### Task goal
Check every line of the material below for the string "styles", and return the ones that have it.

### Data entries
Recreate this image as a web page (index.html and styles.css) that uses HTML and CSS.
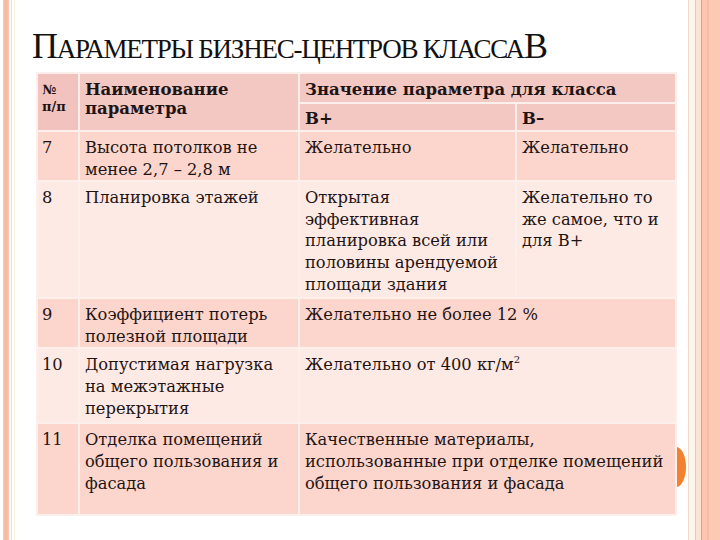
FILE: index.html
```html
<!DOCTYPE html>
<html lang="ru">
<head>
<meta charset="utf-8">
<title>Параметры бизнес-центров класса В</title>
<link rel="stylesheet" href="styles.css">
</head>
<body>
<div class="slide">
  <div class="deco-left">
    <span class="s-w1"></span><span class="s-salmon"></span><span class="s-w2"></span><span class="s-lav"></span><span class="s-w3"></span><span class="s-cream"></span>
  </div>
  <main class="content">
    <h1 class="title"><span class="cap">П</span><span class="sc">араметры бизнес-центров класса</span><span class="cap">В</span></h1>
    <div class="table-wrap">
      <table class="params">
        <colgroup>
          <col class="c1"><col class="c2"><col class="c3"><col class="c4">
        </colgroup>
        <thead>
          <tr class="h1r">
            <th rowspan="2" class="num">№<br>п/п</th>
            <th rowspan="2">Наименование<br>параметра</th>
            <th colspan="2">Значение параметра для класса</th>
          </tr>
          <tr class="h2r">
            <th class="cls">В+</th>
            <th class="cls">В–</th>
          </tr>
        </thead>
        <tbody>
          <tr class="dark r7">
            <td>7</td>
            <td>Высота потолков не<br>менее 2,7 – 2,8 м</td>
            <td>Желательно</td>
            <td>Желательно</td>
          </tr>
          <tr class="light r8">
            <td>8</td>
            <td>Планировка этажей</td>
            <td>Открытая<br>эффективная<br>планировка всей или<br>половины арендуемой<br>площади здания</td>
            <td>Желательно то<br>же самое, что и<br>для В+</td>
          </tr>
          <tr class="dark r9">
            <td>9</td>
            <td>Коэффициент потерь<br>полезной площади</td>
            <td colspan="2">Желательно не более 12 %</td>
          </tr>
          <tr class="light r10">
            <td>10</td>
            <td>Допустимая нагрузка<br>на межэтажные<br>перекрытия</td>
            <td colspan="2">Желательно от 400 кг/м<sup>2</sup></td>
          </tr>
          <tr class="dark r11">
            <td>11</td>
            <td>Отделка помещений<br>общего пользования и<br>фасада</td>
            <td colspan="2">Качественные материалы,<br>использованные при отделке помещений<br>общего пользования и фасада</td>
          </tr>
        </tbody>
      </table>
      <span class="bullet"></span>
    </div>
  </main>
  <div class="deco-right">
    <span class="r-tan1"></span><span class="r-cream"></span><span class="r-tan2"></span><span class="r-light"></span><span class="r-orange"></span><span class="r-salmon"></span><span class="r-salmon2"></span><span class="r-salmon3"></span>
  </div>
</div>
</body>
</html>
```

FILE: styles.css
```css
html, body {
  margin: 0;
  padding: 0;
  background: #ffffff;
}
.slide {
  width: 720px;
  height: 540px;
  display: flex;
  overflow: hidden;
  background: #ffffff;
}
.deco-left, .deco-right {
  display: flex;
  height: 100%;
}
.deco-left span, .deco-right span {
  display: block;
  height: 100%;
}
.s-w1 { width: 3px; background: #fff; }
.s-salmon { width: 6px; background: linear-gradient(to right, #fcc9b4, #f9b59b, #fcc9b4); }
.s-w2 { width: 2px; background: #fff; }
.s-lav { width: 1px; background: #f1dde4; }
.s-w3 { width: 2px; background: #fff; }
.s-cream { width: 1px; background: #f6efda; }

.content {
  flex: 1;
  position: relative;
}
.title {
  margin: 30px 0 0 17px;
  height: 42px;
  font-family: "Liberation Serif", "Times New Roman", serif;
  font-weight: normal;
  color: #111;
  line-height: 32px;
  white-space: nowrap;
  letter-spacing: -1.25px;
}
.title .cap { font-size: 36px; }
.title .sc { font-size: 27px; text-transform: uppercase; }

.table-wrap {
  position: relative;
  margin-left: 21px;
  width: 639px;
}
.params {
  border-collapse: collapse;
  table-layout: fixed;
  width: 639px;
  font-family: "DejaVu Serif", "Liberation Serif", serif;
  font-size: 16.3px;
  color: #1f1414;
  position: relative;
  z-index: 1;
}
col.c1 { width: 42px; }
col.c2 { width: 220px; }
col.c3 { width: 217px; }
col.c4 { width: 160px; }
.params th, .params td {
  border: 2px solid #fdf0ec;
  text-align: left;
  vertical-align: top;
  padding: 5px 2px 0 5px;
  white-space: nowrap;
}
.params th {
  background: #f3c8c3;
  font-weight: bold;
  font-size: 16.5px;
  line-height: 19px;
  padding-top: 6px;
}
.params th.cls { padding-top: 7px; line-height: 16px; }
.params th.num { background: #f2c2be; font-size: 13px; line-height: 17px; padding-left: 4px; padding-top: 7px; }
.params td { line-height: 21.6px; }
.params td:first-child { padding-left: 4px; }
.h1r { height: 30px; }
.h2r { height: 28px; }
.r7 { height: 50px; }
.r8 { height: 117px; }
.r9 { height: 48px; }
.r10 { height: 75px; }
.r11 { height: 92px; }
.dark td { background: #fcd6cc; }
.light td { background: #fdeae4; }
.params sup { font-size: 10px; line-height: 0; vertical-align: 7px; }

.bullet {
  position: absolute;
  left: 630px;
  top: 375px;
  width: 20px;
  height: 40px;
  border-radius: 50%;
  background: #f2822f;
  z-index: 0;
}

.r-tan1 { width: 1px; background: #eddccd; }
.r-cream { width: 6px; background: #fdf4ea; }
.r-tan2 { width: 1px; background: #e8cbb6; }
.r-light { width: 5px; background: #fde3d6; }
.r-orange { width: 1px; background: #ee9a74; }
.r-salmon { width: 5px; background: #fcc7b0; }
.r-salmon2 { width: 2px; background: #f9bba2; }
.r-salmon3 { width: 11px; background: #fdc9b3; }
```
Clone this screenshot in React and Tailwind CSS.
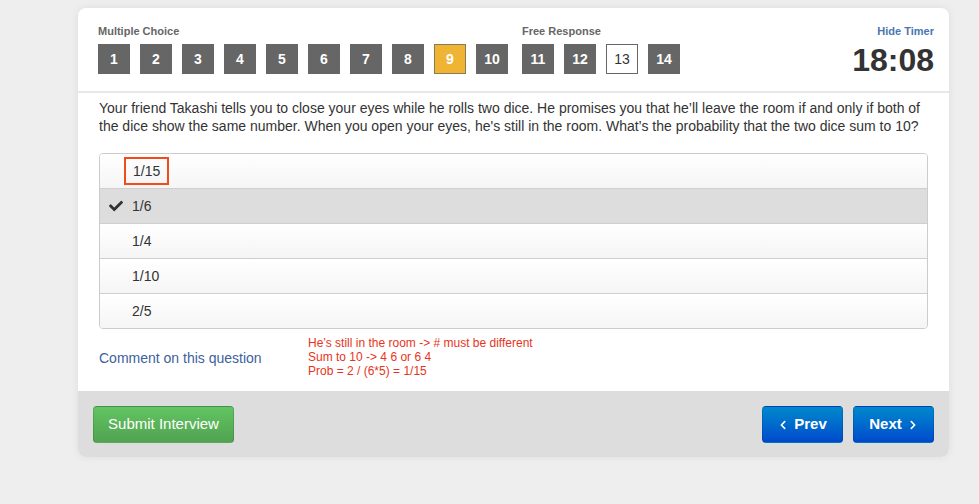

### Expected answer
Recreate this image as a web page (index.html and styles.css) that uses HTML and CSS.
<link rel="stylesheet" href="styles.css">
FILE: styles.css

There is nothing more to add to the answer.